LONDON (Reuters) – Prime Minister Boris Johnson on Tuesday praised the “great spirit” shown by Britain in tackling COVID-19, marking a year since the first lockdown by saying everyone’s efforts had allowed the country to start “on the cautious road” to easing restrictions.
With Britain suffering one of the highest death tolls from the coronavirus, Johnson has come under fire for moving too slowly last year to tackle the first and second waves of the pandemic, with some accusing him of prioritising the economy over health.
But since then, his government has overseen a successful vaccine rollout, reaching more than half of the adult population, and a cautious approach to easing the latest lockdown, prompting a recovery for him in opinion polls.

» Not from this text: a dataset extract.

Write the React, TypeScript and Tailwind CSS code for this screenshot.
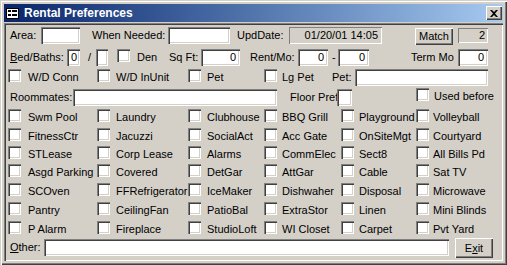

“Today, the anniversary of the first lockdown, is an opportunity to reflect on the past year – one of the most difficult in our country’s history,” Johnson said in a statement.
“We should also remember the great spirit shown by our nation over this past year. … It’s because of every person in this country that lives have been saved, our NHS (National Health Service) was protected, and we have started on our cautious road to easing restrictions once and for all.”
On March 23 last year, Johnson ordered the first lockdown to try to stem the spread of the coronavirus, telling Britain that people should “stay at home”, part of a slogan on saving lives that has become a common refrain since then.
Last month, he unveiled a roadmap to ease England’s lockdown, starting with the reopening of schools two weeks ago and ending on June 21 at the earliest when most of the restrictions will be lifted.